Heisenberg's Uncertainty Relation and Bell Inequalities in High Energy Physics

TL;DR

This paper develops a formalism to analyze decaying two-state systems in high energy physics, applying quantum information concepts like uncertainty relations and Bell inequalities to oscillating meson-antimeson systems, including CP violation effects.

Contribution

It introduces an operator formalism for decaying systems, enabling the application of quantum information tools like Bell inequalities and uncertainty relations in high energy physics.

Findings

Entropic Heisenberg uncertainty relation derived for meson systems

Operator-form Bell inequalities applicable to unstable particles

Analysis includes effects of CP violation in high energy systems

Abstract

An effective formalism is developed to handle decaying two-state systems.

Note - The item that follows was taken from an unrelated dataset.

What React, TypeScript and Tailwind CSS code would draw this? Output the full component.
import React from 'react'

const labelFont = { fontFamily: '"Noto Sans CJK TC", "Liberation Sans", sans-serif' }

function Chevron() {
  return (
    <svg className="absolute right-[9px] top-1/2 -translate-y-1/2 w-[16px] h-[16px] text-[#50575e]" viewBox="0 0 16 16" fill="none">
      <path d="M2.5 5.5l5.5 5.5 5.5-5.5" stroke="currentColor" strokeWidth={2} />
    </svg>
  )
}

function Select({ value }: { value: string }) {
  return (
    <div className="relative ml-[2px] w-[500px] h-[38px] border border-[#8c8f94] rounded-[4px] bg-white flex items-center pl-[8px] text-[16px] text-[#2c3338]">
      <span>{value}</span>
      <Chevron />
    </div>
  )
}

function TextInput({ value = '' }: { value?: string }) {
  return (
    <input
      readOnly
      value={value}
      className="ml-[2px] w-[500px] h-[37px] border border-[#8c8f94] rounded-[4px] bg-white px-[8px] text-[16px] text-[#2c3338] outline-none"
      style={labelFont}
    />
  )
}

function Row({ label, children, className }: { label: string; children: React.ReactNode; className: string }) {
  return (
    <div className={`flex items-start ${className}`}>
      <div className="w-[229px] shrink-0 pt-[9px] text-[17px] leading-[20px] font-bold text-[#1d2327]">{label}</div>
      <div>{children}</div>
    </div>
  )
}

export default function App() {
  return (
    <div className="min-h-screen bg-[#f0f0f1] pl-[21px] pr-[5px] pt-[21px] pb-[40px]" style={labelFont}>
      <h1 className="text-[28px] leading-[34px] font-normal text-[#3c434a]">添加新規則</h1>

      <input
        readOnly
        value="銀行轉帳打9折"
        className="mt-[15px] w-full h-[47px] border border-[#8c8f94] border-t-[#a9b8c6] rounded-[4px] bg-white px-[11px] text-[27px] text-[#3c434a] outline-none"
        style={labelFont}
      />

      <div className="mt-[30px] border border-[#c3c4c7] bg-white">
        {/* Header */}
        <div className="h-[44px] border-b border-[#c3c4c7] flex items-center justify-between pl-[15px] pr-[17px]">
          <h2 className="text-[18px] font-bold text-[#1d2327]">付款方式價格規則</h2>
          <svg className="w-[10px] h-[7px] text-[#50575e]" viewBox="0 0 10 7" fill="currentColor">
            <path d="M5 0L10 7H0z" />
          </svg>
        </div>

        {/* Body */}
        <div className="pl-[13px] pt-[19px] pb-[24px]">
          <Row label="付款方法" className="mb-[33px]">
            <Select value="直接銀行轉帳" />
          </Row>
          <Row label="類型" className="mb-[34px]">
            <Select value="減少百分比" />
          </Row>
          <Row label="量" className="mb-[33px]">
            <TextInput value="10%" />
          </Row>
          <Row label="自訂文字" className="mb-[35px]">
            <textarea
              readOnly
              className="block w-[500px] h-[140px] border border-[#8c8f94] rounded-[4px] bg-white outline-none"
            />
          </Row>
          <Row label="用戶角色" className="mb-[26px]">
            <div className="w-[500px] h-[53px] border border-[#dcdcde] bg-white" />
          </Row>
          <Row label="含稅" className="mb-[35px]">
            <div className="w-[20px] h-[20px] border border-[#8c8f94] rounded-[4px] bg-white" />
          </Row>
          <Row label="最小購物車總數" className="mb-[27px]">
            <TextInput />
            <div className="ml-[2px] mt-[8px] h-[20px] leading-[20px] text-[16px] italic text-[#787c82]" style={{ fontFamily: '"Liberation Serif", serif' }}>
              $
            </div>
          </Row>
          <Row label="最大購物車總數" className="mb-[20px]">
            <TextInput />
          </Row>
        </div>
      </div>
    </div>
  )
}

Herewith, observables of such systems can be described by a single operator in the Heisenberg picture. This allows for using the usual framework in quantum information theory and, hence, to enlighten the quantum feature of such systems compared to non-decaying systems. We apply it to systems in high energy physics, i.e. to oscillating meson-antimeson systems. In particular, we discuss the entropic Heisenberg uncertainty relation for observables measured at different times at accelerator facilities including the effect of CP violation, i.e. the imbalance of matter and antimatter. An operator-form of Bell inequalities for systems in high energy physics is presented, i.e. a Bell-witness operator, which allows for simple analysis of unstable systems.